UPDATED 06:05 EST / JANUARY 14 2014

IBM puts aside $1B for new dedicated Watson business

IBM is bolstering its commitment to bringing cognitive computing into the enterprise mainstream with a new business unit that will focus exclusively on commercializing Watson, the company announced at a recent New York event. The move, which follows a similar decision by Cisco to consolidate its Internet of Things offerings under a single division, underscores CEO Virginia Rometty’s lofty ambition to turn the Jeopardy!-winning supercomputer into a $10 billion business.

The Watson Group is hitting the ground running with $1 billion in capital, $100 million of which will be put aside for cultivating an application ecosystem on top of the platform. Another portion will be spent on the unit’s new 120,000 square feet headquarters in Manhattan’s East Village, right across the street from Facebook’s local offices.

“Clearly IBM understand that Watson is an important part of their future success, so they’re starting to invest in it now,” Wikibon’s Jeff Kelly commented on the latest episode of theCUBE Conversations. “I would imagine that number will increase, I mean the billion dollars, over the next couple of years, over the next 10 years. Really this is a 10-year play; this is very early days for Watson and the whole cognitive computing space as they’re calling it. So I suspect that number will increase significantly.”

The Watson Group is rolling out three services on launch, all based on something called Foundations, which IBM pegs as an end-to-end toolkit for processing different datasets from a variety of sources. The bundle provides real-time and predictive analytics, as well as “decision making” and information management capabilities  including governance, integration and in-memory functions. The technologies can all be purchased independently, IBM said, which makes them accessible to smaller customers with limited budgets.

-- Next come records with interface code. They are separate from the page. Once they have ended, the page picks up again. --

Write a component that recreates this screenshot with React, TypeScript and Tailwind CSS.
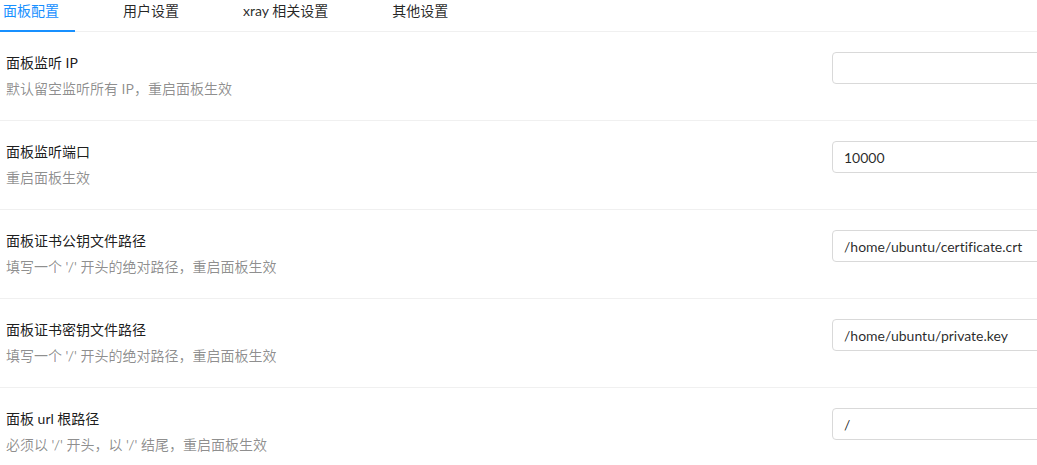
const tabs = ["面板配置", "用户设置", "xray 相关设置", "其他设置"];

type Setting = {
  title: string;
  desc: string;
  value: string;
};

const settings: Setting[] = [
  { title: "面板监听 IP", desc: "默认留空监听所有 IP，重启面板生效", value: "" },
  { title: "面板监听端口", desc: "重启面板生效", value: "10000" },
  { title: "面板证书公钥文件路径", desc: "填写一个 '/' 开头的绝对路径，重启面板生效", value: "/home/ubuntu/certificate.crt" },
  { title: "面板证书密钥文件路径", desc: "填写一个 '/' 开头的绝对路径，重启面板生效", value: "/home/ubuntu/private.key" },
  { title: "面板 url 根路径", desc: "必须以 '/' 开头，以 '/' 结尾，重启面板生效", value: "/" },
];

function SettingRow({ item }: { item: Setting }) {
  return (
    <div className="flex items-start border-b border-[#f0f0f0] py-[20px] pl-[6px]">
      <div className="flex-1">
        <div className="text-[14px] leading-[22px] text-black/90">{item.title}</div>
        <div className="mt-[4px] text-[14px] leading-[22px] text-black/45">{item.desc}</div>
      </div>
      <div className="w-[268px] shrink-0">
        <input
          readOnly
          value={item.value}
          className="h-[32px] w-full rounded-[4px] border border-[#d9d9d9] bg-white px-[11px] text-[14px] text-black/85 outline-none [font-variant-ligatures:none]"
        />
      </div>
    </div>
  );
}

export default function App() {
  return (
    <div
      className="h-[465px] w-[1037px] overflow-hidden bg-white [font-variant-ligatures:none]"
      style={{ fontFamily: 'Lato, "Noto Sans CJK SC", sans-serif' }}
    >
      <div className="w-[1100px]">
        {/* tab bar */}
        <div className="flex border-b border-[#f0f0f0] pl-[3px]">
          {tabs.map((t, i) => (
            <div
              key={t}
              className={[
                "relative -mb-px mr-[64px] pb-[10px] text-[14px] leading-[22px]",
                i === 0 ? "text-[#1890ff]" : "text-black/85",
              ].join(" ")}
            >
              {t}
              {i === 0 && (
                <span className="absolute bottom-0 left-[-3px] right-[-16px] h-[2px] bg-[#1890ff]" />
              )}
            </div>
          ))}
        </div>

        {/* settings list */}
        <div>
          {settings.map((s) => (
            <SettingRow key={s.title} item={s} />
          ))}
        </div>
      </div>
    </div>
  );
}
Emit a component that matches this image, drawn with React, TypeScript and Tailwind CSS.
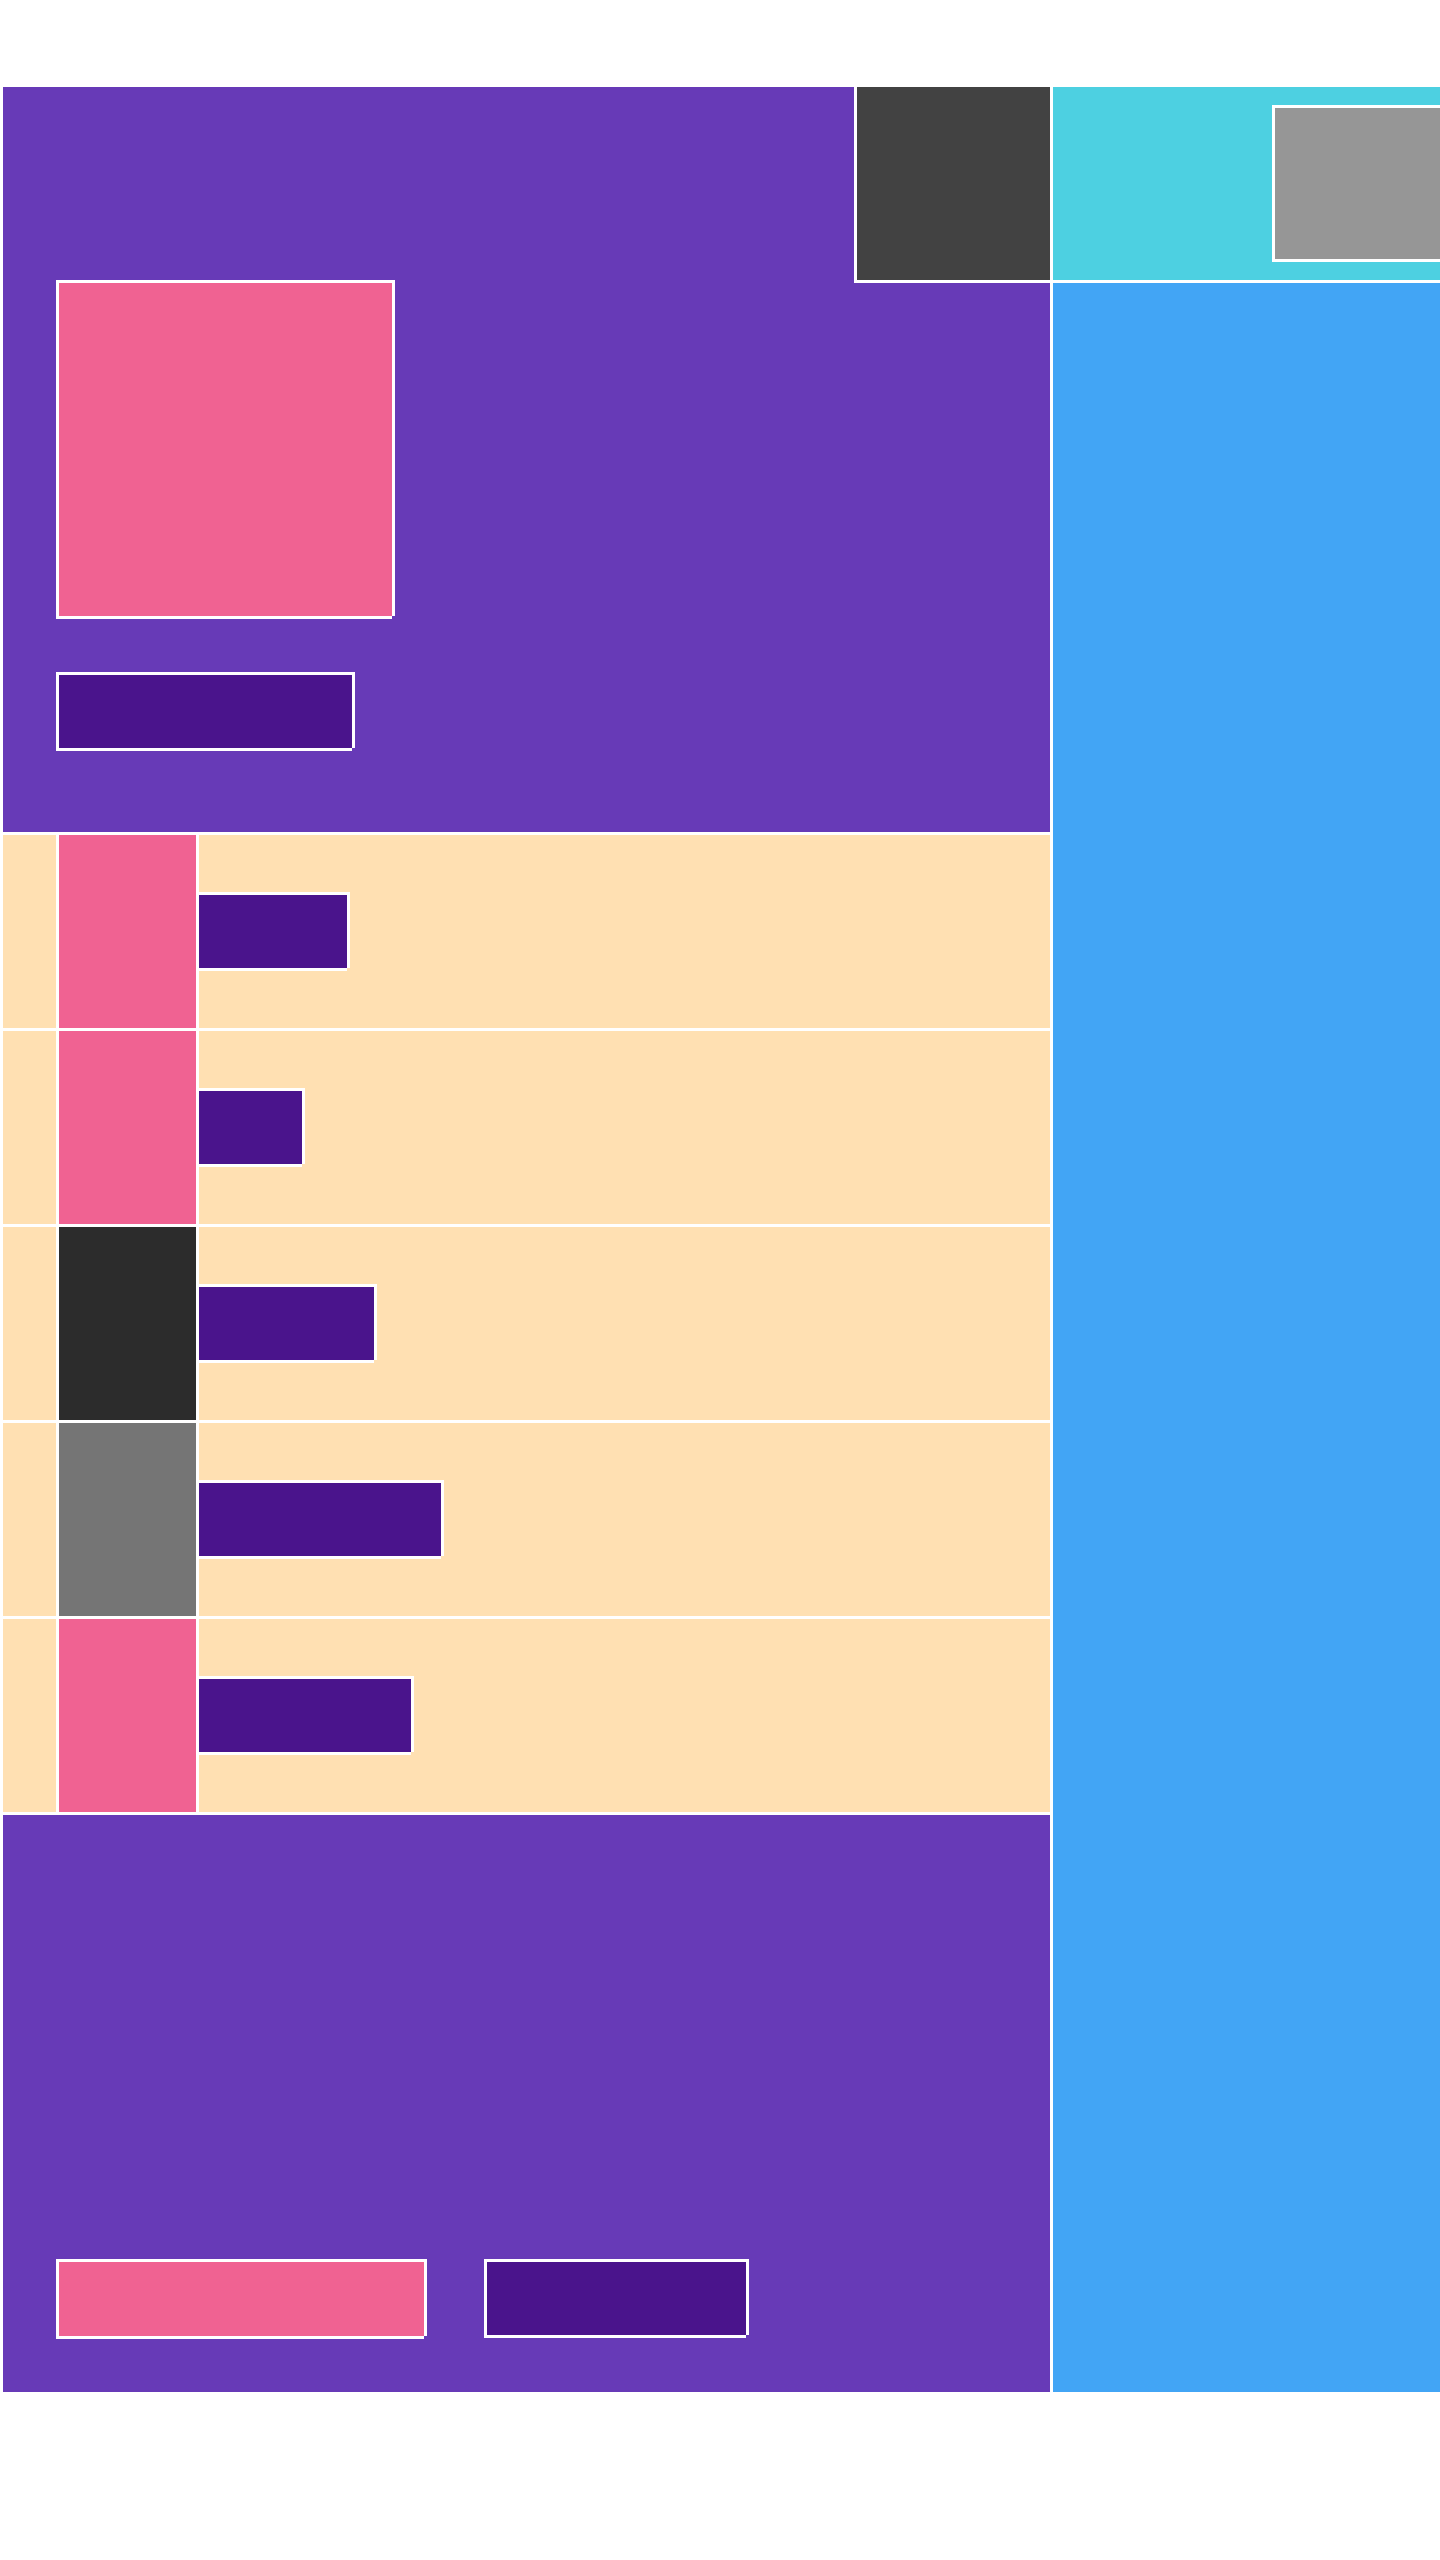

Foundations powers Watson Discovery Advisor, a natural language processing tool that can automatically sift through millions of documents and identify relevant patterns. The service, which is geared towards companies in research-oriented fields like pharma and publishing, is complemented by Watson Analytics, a visualization solution that applies the same algorithms to provide decision makers with a natural language interface for interpreting business metrics. The third offering is Watson Explorer, an information discovery and search platform that doubles as a framework for developing data-driven applications. These can “deliver a comprehensive, contextually-relevant view of any topic,” according to IBM.